REUTERS
By Bill Tarrant
KUALA LUMPUR (Reuters) - The wife of an Indian rights activist who won a seat in Malaysia's parliament in last weekend's watershed elections while an internal security detainee appealed to the prime minister on Thursday for his freedom.
Lawyer M. Manoharan, one of five Hindu rights activists detained under internal security laws for organising a major anti-government protest last year, won his parliamentary seat outside the capital with almost two-thirds of the vote.
The five activists are being held in a detention centre in northern Malaysia under a colonial-era law that provides for indefinite detention without charge or trial. Manoharan was running on the Chinese-backed Democratic Action Party ticket.
The Court of Appeals is due to rule on his case on April 2, but his wife, Pushpaneela, 46, hopes he will be released before then.
"People have voted for him and he should be released immediately," the mother of four told Reuters on Thursday.

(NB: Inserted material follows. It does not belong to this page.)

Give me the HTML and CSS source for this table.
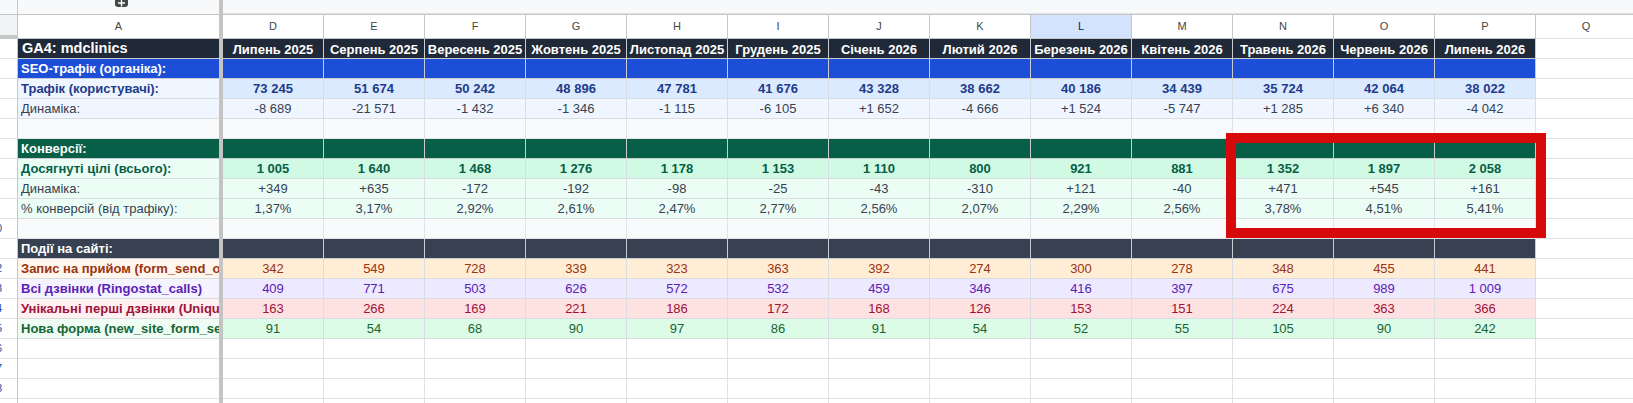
FILE: index.html
```html
<!DOCTYPE html>
<html lang="uk">
<head>
<meta charset="utf-8">
<title>GA4: mdclinics</title>
<link rel="stylesheet" href="styles.css">
</head>
<body>
<div class="sheet">
  <div class="topbar">
    <div class="rh"></div>
    <div class="ca"><span class="addbtn"><svg width="13" height="13" viewBox="0 0 13 13"><rect x="0" y="0" width="13" height="13" rx="3" fill="#444746"/><path d="M6.5 5.5v7M3 9h7" stroke="#fff" stroke-width="1.4"/></svg></span></div>
    <div class="dv"></div>
    <div class="rest"></div>
  </div>

  <div class="row colhead">
    <div class="rh corner"></div>
    <div class="ca">A</div>
    <div class="dv"></div>
    <div class="c">D</div><div class="c">E</div><div class="c">F</div><div class="c">G</div><div class="c">H</div><div class="c">I</div><div class="c">J</div><div class="c">K</div><div class="c sel">L</div><div class="c">M</div><div class="c">N</div><div class="c">O</div><div class="c">P</div><div class="c q">Q</div>
    <div class="rest"></div>
  </div>

  <div class="row r-head">
    <div class="rh"></div>
    <div class="ca title">GA4: mdclinics</div>
    <div class="dv"></div>
    <div class="c">Липень 2025</div><div class="c">Серпень 2025</div><div class="c">Вересень 2025</div><div class="c">Жовтень 2025</div><div class="c">Листопад 2025</div><div class="c">Грудень 2025</div><div class="c">Січень 2026</div><div class="c">Лютий 2026</div><div class="c">Березень 2026</div><div class="c">Квітень 2026</div><div class="c">Травень 2026</div><div class="c">Червень 2026</div><div class="c">Липень 2026</div><div class="c q"></div>
    <div class="rest"></div>
  </div>

  <div class="row r-seo">
    <div class="rh"></div>
    <div class="ca">SEO-трафік (органіка):</div>
    <div class="dv"></div>
    <div class="c"></div><div class="c"></div><div class="c"></div><div class="c"></div><div class="c"></div><div class="c"></div><div class="c"></div><div class="c"></div><div class="c"></div><div class="c"></div><div class="c"></div><div class="c"></div><div class="c"></div><div class="c q"></div>
    <div class="rest"></div>
  </div>

  <div class="row r-traf">
    <div class="rh"></div>
    <div class="ca">Трафік (користувачі):</div>
    <div class="dv"></div>
    <div class="c">73 245</div><div class="c">51 674</div><div class="c">50 242</div><div class="c">48 896</div><div class="c">47 781</div><div class="c">41 676</div><div class="c">43 328</div><div class="c">38 662</div><div class="c">40 186</div><div class="c">34 439</div><div class="c">35 724</div><div class="c">42 064</div><div class="c">38 022</div><div class="c q"></div>
    <div class="rest"></div>
  </div>

  <div class="row r-tdyn">
    <div class="rh"></div>
    <div class="ca">Динаміка:</div>
    <div class="dv"></div>
    <div class="c">-8 689</div><div class="c">-21 571</div><div class="c">-1 432</div><div class="c">-1 346</div><div class="c">-1 115</div><div class="c">-6 105</div><div class="c">+1 652</div><div class="c">-4 666</div><div class="c">+1 524</div><div class="c">-5 747</div><div class="c">+1 285</div><div class="c">+6 340</div><div class="c">-4 042</div><div class="c q"></div>
    <div class="rest"></div>
  </div>

  <div class="row r-gap">
    <div class="rh"></div>
    <div class="ca"></div>
    <div class="dv"></div>
    <div class="c"></div><div class="c"></div><div class="c"></div><div class="c"></div><div class="c"></div><div class="c"></div><div class="c"></div><div class="c"></div><div class="c"></div><div class="c"></div><div class="c"></div><div class="c"></div><div class="c"></div><div class="c q"></div>
    <div class="rest"></div>
  </div>

  <div class="row r-convh">
    <div class="rh"></div>
    <div class="ca">Конверсії:</div>
    <div class="dv"></div>
    <div class="c"></div><div class="c"></div><div class="c"></div><div class="c"></div><div class="c"></div><div class="c"></div><div class="c"></div><div class="c"></div><div class="c"></div><div class="c"></div><div class="c"></div><div class="c"></div><div class="c"></div><div class="c q"></div>
    <div class="rest"></div>
  </div>

  <div class="row r-conv">
    <div class="rh"></div>
    <div class="ca">Досягнуті цілі (всього):</div>
    <div class="dv"></div>
    <div class="c">1 005</div><div class="c">1 640</div><div class="c">1 468</div><div class="c">1 276</div><div class="c">1 178</div><div class="c">1 153</div><div class="c">1 110</div><div class="c">800</div><div class="c">921</div><div class="c">881</div><div class="c">1 352</div><div class="c">1 897</div><div class="c">2 058</div><div class="c q"></div>
    <div class="rest"></div>
  </div>

  <div class="row r-cdyn">
    <div class="rh"></div>
    <div class="ca">Динаміка:</div>
    <div class="dv"></div>
    <div class="c">+349</div><div class="c">+635</div><div class="c">-172</div><div class="c">-192</div><div class="c">-98</div><div class="c">-25</div><div class="c">-43</div><div class="c">-310</div><div class="c">+121</div><div class="c">-40</div><div class="c">+471</div><div class="c">+545</div><div class="c">+161</div><div class="c q"></div>
    <div class="rest"></div>
  </div>

  <div class="row r-cdyn">
    <div class="rh"></div>
    <div class="ca">% конверсій (від трафіку):</div>
    <div class="dv"></div>
    <div class="c">1,37%</div><div class="c">3,17%</div><div class="c">2,92%</div><div class="c">2,61%</div><div class="c">2,47%</div><div class="c">2,77%</div><div class="c">2,56%</div><div class="c">2,07%</div><div class="c">2,29%</div><div class="c">2,56%</div><div class="c">3,78%</div><div class="c">4,51%</div><div class="c">5,41%</div><div class="c q"></div>
    <div class="rest"></div>
  </div>

  <div class="row r-gap">
    <div class="rh"><span>10</span></div>
    <div class="ca"></div>
    <div class="dv"></div>
    <div class="c"></div><div class="c"></div><div class="c"></div><div class="c"></div><div class="c"></div><div class="c"></div><div class="c"></div><div class="c"></div><div class="c"></div><div class="c"></div><div class="c"></div><div class="c"></div><div class="c"></div><div class="c q"></div>
    <div class="rest"></div>
  </div>

  <div class="row r-evh">
    <div class="rh"></div>
    <div class="ca">Події на сайті:</div>
    <div class="dv"></div>
    <div class="c"></div><div class="c"></div><div class="c"></div><div class="c"></div><div class="c"></div><div class="c"></div><div class="c"></div><div class="c"></div><div class="c"></div><div class="c"></div><div class="c"></div><div class="c"></div><div class="c"></div><div class="c q"></div>
    <div class="rest"></div>
  </div>

  <div class="row r-ev1">
    <div class="rh"><span>12</span></div>
    <div class="ca">Запис на прийом (form_send_ok)</div>
    <div class="dv"></div>
    <div class="c">342</div><div class="c">549</div><div class="c">728</div><div class="c">339</div><div class="c">323</div><div class="c">363</div><div class="c">392</div><div class="c">274</div><div class="c">300</div><div class="c">278</div><div class="c">348</div><div class="c">455</div><div class="c">441</div><div class="c q"></div>
    <div class="rest"></div>
  </div>

  <div class="row r-ev2">
    <div class="rh"><span>13</span></div>
    <div class="ca">Всі дзвінки (Ringostat_calls)</div>
    <div class="dv"></div>
    <div class="c">409</div><div class="c">771</div><div class="c">503</div><div class="c">626</div><div class="c">572</div><div class="c">532</div><div class="c">459</div><div class="c">346</div><div class="c">416</div><div class="c">397</div><div class="c">675</div><div class="c">989</div><div class="c">1 009</div><div class="c q"></div>
    <div class="rest"></div>
  </div>

  <div class="row r-ev3">
    <div class="rh"><span>14</span></div>
    <div class="ca">Унікальні перші дзвінки (Unique_calls)</div>
    <div class="dv"></div>
    <div class="c">163</div><div class="c">266</div><div class="c">169</div><div class="c">221</div><div class="c">186</div><div class="c">172</div><div class="c">168</div><div class="c">126</div><div class="c">153</div><div class="c">151</div><div class="c">224</div><div class="c">363</div><div class="c">366</div><div class="c q"></div>
    <div class="rest"></div>
  </div>

  <div class="row r-ev4">
    <div class="rh"><span>15</span></div>
    <div class="ca">Нова форма (new_site_form_send)</div>
    <div class="dv"></div>
    <div class="c">91</div><div class="c">54</div><div class="c">68</div><div class="c">90</div><div class="c">97</div><div class="c">86</div><div class="c">91</div><div class="c">54</div><div class="c">52</div><div class="c">55</div><div class="c">105</div><div class="c">90</div><div class="c">242</div><div class="c q"></div>
    <div class="rest"></div>
  </div>

  <div class="row r-empty">
    <div class="rh"><span>16</span></div>
    <div class="ca"></div>
    <div class="dv"></div>
    <div class="c"></div><div class="c"></div><div class="c"></div><div class="c"></div><div class="c"></div><div class="c"></div><div class="c"></div><div class="c"></div><div class="c"></div><div class="c"></div><div class="c"></div><div class="c"></div><div class="c"></div><div class="c q"></div>
    <div class="rest"></div>
  </div>

  <div class="row r-empty">
    <div class="rh"><span>17</span></div>
    <div class="ca"></div>
    <div class="dv"></div>
    <div class="c"></div><div class="c"></div><div class="c"></div><div class="c"></div><div class="c"></div><div class="c"></div><div class="c"></div><div class="c"></div><div class="c"></div><div class="c"></div><div class="c"></div><div class="c"></div><div class="c"></div><div class="c q"></div>
    <div class="rest"></div>
  </div>

  <div class="row r-empty">
    <div class="rh"><span>18</span></div>
    <div class="ca"></div>
    <div class="dv"></div>
    <div class="c"></div><div class="c"></div><div class="c"></div><div class="c"></div><div class="c"></div><div class="c"></div><div class="c"></div><div class="c"></div><div class="c"></div><div class="c"></div><div class="c"></div><div class="c"></div><div class="c"></div><div class="c q"></div>
    <div class="rest"></div>
  </div>

  <div class="row r-empty">
    <div class="rh"></div>
    <div class="ca"></div>
    <div class="dv"></div>
    <div class="c"></div><div class="c"></div><div class="c"></div><div class="c"></div><div class="c"></div><div class="c"></div><div class="c"></div><div class="c"></div><div class="c"></div><div class="c"></div><div class="c"></div><div class="c"></div><div class="c"></div><div class="c q"></div>
    <div class="rest"></div>
  </div>
</div>
<div class="highlight"></div>
</body>
</html>
```

FILE: styles.css
```css
* { box-sizing: border-box; }

html, body {
  margin: 0;
  padding: 0;
}

body {
  width: 1633px;
  height: 403px;
  overflow: hidden;
  position: relative;
  background: #ffffff;
  font-family: "Liberation Sans", Arial, sans-serif;
  font-size: 13px;
  color: #222;
}

.sheet {
  display: flex;
  flex-direction: column;
}

.topbar {
  display: flex;
  height: 15px;
  background: #f8f9fa;
  border-bottom: 1px solid #c7c7c7;
}

.topbar .rh {
  border-bottom: none;
  background: transparent;
}

.topbar .ca {
  display: flex;
  justify-content: center;
  align-items: flex-start;
  background: transparent;
  border-bottom: none;
  overflow: visible;
}

.addbtn {
  display: block;
  width: 13px;
  height: 7px;
  overflow: hidden;
  position: relative;
  left: 1px;
}

.addbtn svg {
  display: block;
  margin-top: -6px;
}

.row {
  display: flex;
  height: 20px;
}

.rh {
  flex: 0 0 18px;
  width: 18px;
  border-right: 1px solid #c4c7c5;
  border-bottom: 1px solid #e1e1e1;
  overflow: hidden;
  background: #ffffff;
  font-size: 11px;
  color: #2f4a9e;
}

.rh span {
  display: block;
  width: 46px;
  margin-left: -27px;
  text-align: center;
  line-height: 19px;
}

.ca {
  flex: 0 0 201px;
  width: 201px;
  padding-left: 3px;
  border-bottom: 1px solid #d9dce1;
  white-space: nowrap;
  overflow: hidden;
  line-height: 19px;
}

.dv {
  flex: 0 0 4px;
  width: 4px;
  background: #c4c4c4;
}

.c {
  flex: 0 0 101px;
  width: 101px;
  border-right: 1px solid #d9dce1;
  border-bottom: 1px solid #d9dce1;
  text-align: center;
  white-space: nowrap;
  overflow: hidden;
  line-height: 19px;
}

.c.q {
  background: #ffffff !important;
  border-color: #e1e1e1 !important;
}

.rest {
  flex: 1 1 auto;
  border-bottom: 1px solid #e1e1e1;
}

/* column header row */
.colhead {
  height: 24px;
}

.colhead .rh.corner {
  background: #f1f3f4;
  border-bottom: 4px solid #c4c7c5;
}

.colhead .ca,
.colhead .c {
  text-align: center;
  font-size: 11px;
  color: #444746;
  line-height: 23px;
  background: #ffffff;
  border-bottom: 1px solid #c4c7c5;
  border-right: 1px solid #c4c7c5;
  padding-left: 0;
}

.colhead .ca {
  border-right: none;
}

.colhead .c.sel {
  background: #d3e3fd;
  color: #0b1f44;
}

.colhead .rest {
  border-bottom: 1px solid #c4c7c5;
}

/* dark title row */
.r-head .ca,
.r-head .c {
  background: #1f2937;
  color: #ffffff;
  font-weight: bold;
  border-color: #c9cdd3;
}

.r-head .ca.title {
  font-size: 14.5px;
  padding-left: 4px;
}

.r-head .c {
  padding-top: 1px;
}

/* SEO header */
.r-seo .ca,
.r-seo .c {
  background: #1d4ed8;
  color: #ffffff;
  font-weight: bold;
  border-color: #c9cdd3;
}

/* traffic */
.r-traf .ca {
  background: #eff6ff;
  color: #1e3a8a;
  font-weight: bold;
}

.r-traf .c {
  background: #dbeafe;
  color: #1e3a8a;
  font-weight: bold;
}

.r-tdyn .ca,
.r-tdyn .c {
  background: #eff6ff;
  color: #374151;
}

/* gap rows */
.r-gap .ca,
.r-gap .c {
  background: #f8fafc;
  border-color: #e1e3e6;
}

/* conversions */
.r-convh .ca,
.r-convh .c {
  background: #065f46;
  color: #ffffff;
  font-weight: bold;
  border-color: #c9cdd3;
}

.r-conv .ca {
  background: #ecfdf5;
  color: #065f46;
  font-weight: bold;
}

.r-conv .c {
  background: #d1fae5;
  color: #065f46;
  font-weight: bold;
}

.r-cdyn .ca,
.r-cdyn .c {
  background: #ecfdf5;
  color: #374151;
}

/* events */
.r-evh .ca,
.r-evh .c {
  background: #374151;
  color: #ffffff;
  font-weight: bold;
  border-color: #c9cdd3;
}

.r-ev1 .ca { background: #fff7ed; color: #9a3412; font-weight: bold; }
.r-ev1 .c  { background: #ffedd5; color: #9a3412; }

.r-ev2 .ca { background: #f5f3ff; color: #5b21b6; font-weight: bold; }
.r-ev2 .c  { background: #ede9fe; color: #5b21b6; }

.r-ev3 .ca { background: #fff1f2; color: #9f1239; font-weight: bold; }
.r-ev3 .c  { background: #fee2e2; color: #9f1239; }

.r-ev4 .ca { background: #f0fdf4; color: #166534; font-weight: bold; }
.r-ev4 .c  { background: #dcfce7; color: #166534; }

/* empty rows */
.r-empty .ca,
.r-empty .c {
  background: #ffffff;
  border-color: #e1e1e1;
}

/* red annotation frame */
.highlight {
  position: absolute;
  left: 1226px;
  top: 133px;
  width: 320px;
  height: 105px;
  border: 10px solid #d60a0a;
  pointer-events: none;
}
```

"Someone told me the (national police chief) has said if the federal government says Manoharan is to be released then he has no objection. The PM has the final say. I appeal to the PM that my husband should be released immediately."
Prime Minister Abdullah Ahmad Badawi's press secretary Azhar Othman said "no decision has been made" regarding Manoharan's case and acknowledged that having an elected MP sitting in an ISA detention camp was a predicament.
"Yes, it is a problem. But there are more pressing issues right now," he said. Continued...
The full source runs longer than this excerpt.